Research News

Leaf fossils show severe end-Cretaceous plant extinction in Patagonia

Surprising species-level extinction millions of years ago may have reached as high as 92%

The asteroid impact 66 million years ago that ushered in a mass extinction and ended the dinosaurs also killed off many of the plants they relied on for food. Fossil leaf assemblages from Patagonia suggest that vegetation in South America suffered great losses but rebounded quickly, according to researchers funded by the U.S. National Science Foundation. The results of the study, the first of its kind in the Southern Hemisphere, appear in the journal Paleobiology.

"Every mass extinction event is like a reset button, and what happens after that reset depends on which organisms survive and how they shape the biosphere," said Elena Stiles of the University of Washington. "All the biodiversity that we observe today is related to the organisms that made it past the last big reset 66 million years ago."

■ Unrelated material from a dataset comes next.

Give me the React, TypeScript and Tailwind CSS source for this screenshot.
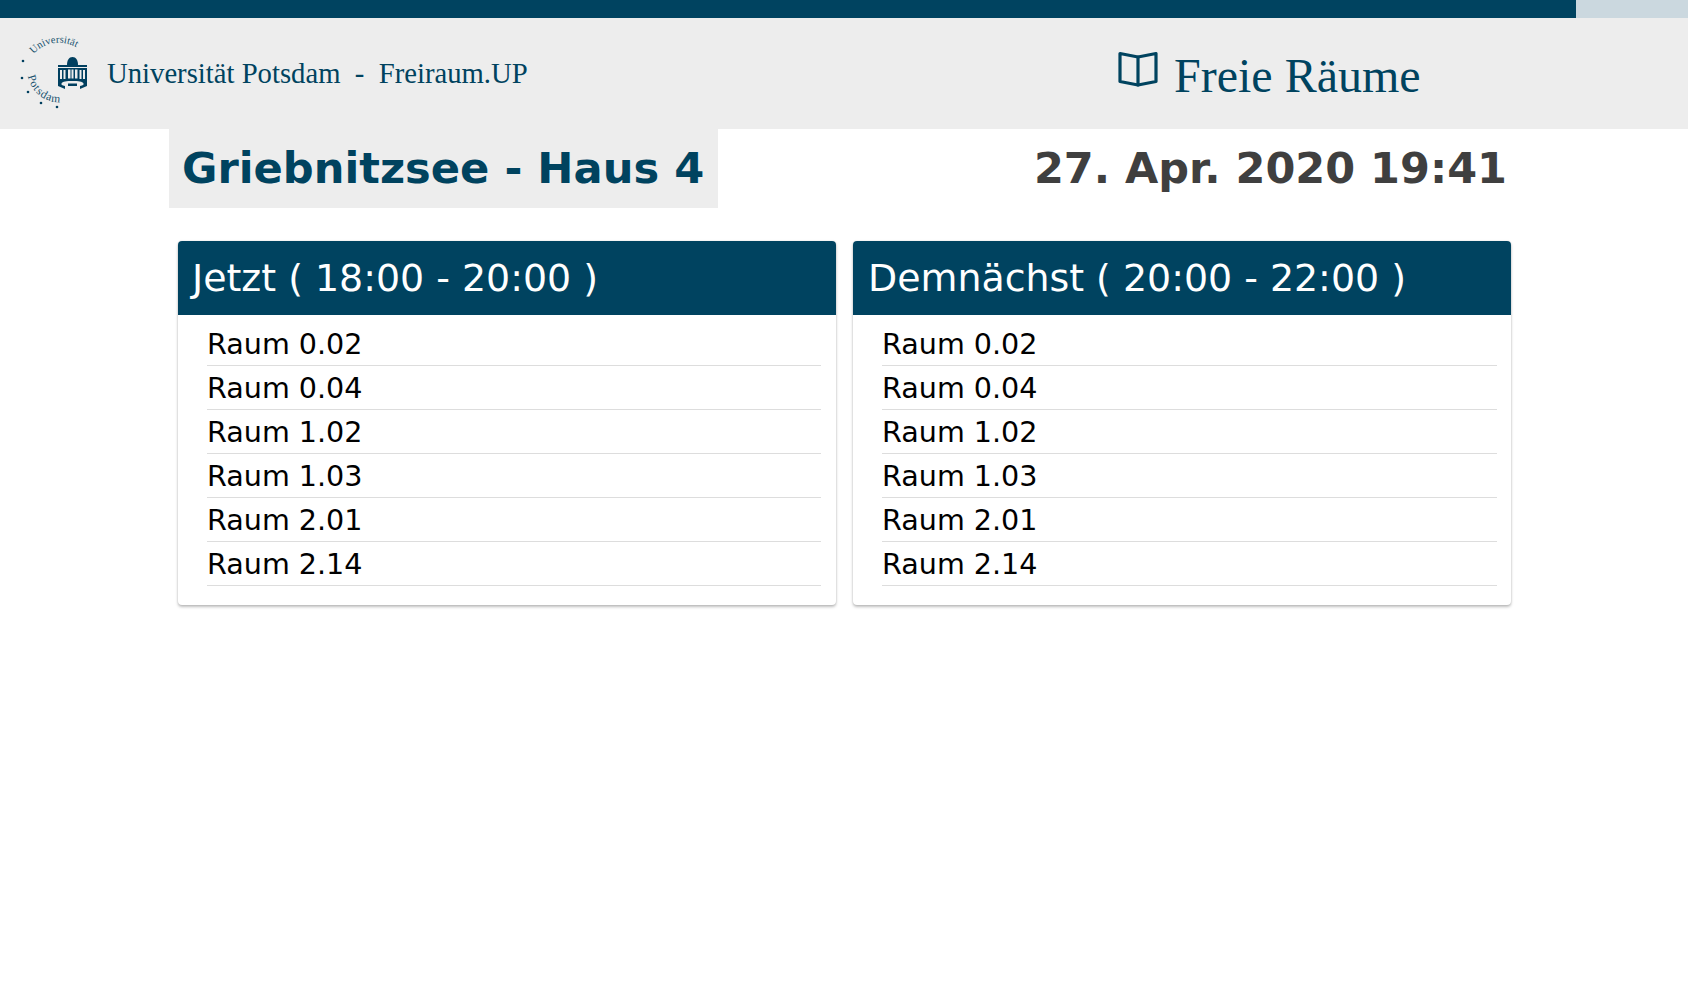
import React from 'react';

const rooms = ['Raum 0.02', 'Raum 0.04', 'Raum 1.02', 'Raum 1.03', 'Raum 2.01', 'Raum 2.14'];

const slots = [
  { title: 'Jetzt ( 18:00 - 20:00 )', pad: 'pl-[14px]', listRight: 'mr-[15px]' },
  { title: 'Demnächst ( 20:00 - 22:00 )', pad: 'pl-[15px]', listRight: 'mr-[14px]' },
];

const Logo = () => (
  <svg width="74" height="80" viewBox="0 0 74 80" className="shrink-0 text-[#003f5f]" fill="currentColor">
    <defs>
      <path id="arcTop" d="M15.500 19 A34 34 0 0 1 70 24" />
      <path id="arcBottom" d="M10 41 A31 31 0 0 0 44 67" />
    </defs>
    <text fontFamily="'Liberation Serif', serif" fontSize="10.500" opacity="0.9">
      <textPath href="#arcTop">Universität</textPath>
    </text>
    <text fontFamily="'Liberation Serif', serif" fontSize="11.500" letterSpacing="0.9" opacity="0.9">
      <textPath href="#arcBottom">Potsdam</textPath>
    </text>
    <circle cx="5" cy="26" r="1.300" />
    <circle cx="4" cy="43" r="1.300" />
    <circle cx="10" cy="57" r="1.300" />
    <circle cx="23" cy="68" r="1.300" />
    <circle cx="39" cy="72" r="1.300" />
    {/* building */}
    <path d="M49 30c0-5 2-8 5.500-8s5.500 3 5.500 8z" />
    <path d="M40 30h29v2h-29z" />
    <path d="M40 33h29v12h-29zM42 35v9h2v-9zM45.500 35v9h2v-9zM50 34.500v9h2.500v-9zM53.500 34.500v9h2v-9zM57 34.500v9h2.500v-9zM61.500 35v9h2v-9zM65 35v9h2v-9z" fillRule="evenodd" />
    <path d="M40 45h29v6l-7 3v-3c3-.5 4-1.500 3.500-2.500-1-2-5-2.500-11-2.500s-10 .5-11 2.500c-.5 1 .5 2 3.500 2.500v3l-7-3z" />
    <path d="M50 48.500h9v2.500h-9z" />
  </svg>
);

const BookIcon = () => (
  <svg width="40" height="36" viewBox="0 0 40 36" fill="none" stroke="#00435f" strokeWidth="3.200" strokeLinejoin="round" strokeLinecap="round" className="shrink-0">
    <path d="M2 2.500L20 6L38 2.500V30.500L20 34L2 30.500Z" />
    <path d="M20 6V34" />
  </svg>
);

export default function App() {
  return (
    <div className="min-h-[982px] bg-white font-['DejaVu_Sans',sans-serif]">
      <div className="flex h-[18px]">
        <div className="w-[1576px] bg-[#004360]" />
        <div className="flex-1 bg-[#cbd8df]" />
      </div>

      <header className="flex h-[111px] bg-[#ededed] font-['Liberation_Serif',serif] text-[#00435f]">
        <div className="flex w-[1118px] items-start pl-[18px] pt-[17px]">
          <Logo />
          <span className="ml-[15px] mt-[18px] whitespace-pre text-[28.700px] leading-[40px]">Universität Potsdam  -  Freiraum.UP</span>
        </div>
        <div className="flex items-start pt-[33px]">
          <BookIcon />
          <span className="ml-[16px] mt-[-3px] text-[48px] leading-[56px]">Freie Räume</span>
        </div>
      </header>

      <div className="ml-[169px] flex w-[1343px] items-start justify-between font-bold">
        <h1 className="h-[79px] bg-[#ededed] pl-[13px] pr-[14px] text-[43.200px] leading-[79px] text-[#00435f]">Griebnitzsee - Haus 4</h1>
        <div className="mr-[5px] text-[43px] leading-[79px] text-[#3f3f3f]">27. Apr. 2020 19:41</div>
      </div>

      <div className="ml-[178px] mt-[33px] flex w-[1333px] gap-[17px]">
        {slots.map(slot => (
          <section key={slot.title} className="h-[364px] flex-1 rounded-[4px] bg-white shadow-[0_2px_3px_rgba(0,0,0,0.25),0_0_2px_rgba(0,0,0,0.12)]">
            <h2 className={`flex h-[74px] items-center rounded-t-[4px] bg-[#004360] pt-[1px] text-[37.900px] text-white ${slot.pad}`}>{slot.title}</h2>
            <ul className={`ml-[29px] mt-[7px] ${slot.listRight}`}>
              {rooms.map(room => (
                <li key={room} className="h-[44px] border-b border-[#dddddd] pt-[1px] text-[28.600px] leading-[43px] text-black">{room}</li>
              ))}
            </ul>
          </section>
        ))}
      </div>
    </div>
  );
}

Stiles and her colleagues at Penn State examined more than 3,500 leaf fossils collected at two sites in Patagonia to identify how many species from the geologic period known as the Cretaceous survived the mass extinction event into the Paleogene period. Although plant families in the region fared well, the scientists found a surprising species-level extinction rate that may have reached as high as 92% in Patagonia, higher than previous studies have estimated for the region.

"There's this idea that the Southern Hemisphere got off easier from the Cretaceous-Paleogene extinction than the Northern Hemisphere because we keep finding plant and animal groups that no one thought survived," said Peter Wilf, a geoscientist at Penn State. "We went into this study expecting that Patagonia was a refuge, and instead we found a complex story of extinction and rebound."

Unlike North America, where the Cretaceous-Paleogene boundary is well known from many sites in the western United States, the fossil record from this period is fragmented across the Southern Hemisphere, a result of rapidly changing ancient environments.

"This study highlights the importance of a global perspective on the Cretaceous-Paleogene extinction," says Christopher Schneider, a program director in NSF's Division of Environmental Biology. "The impacts in the Southern Hemisphere are not well understood, and this project goes a long way toward filling that knowledge gap."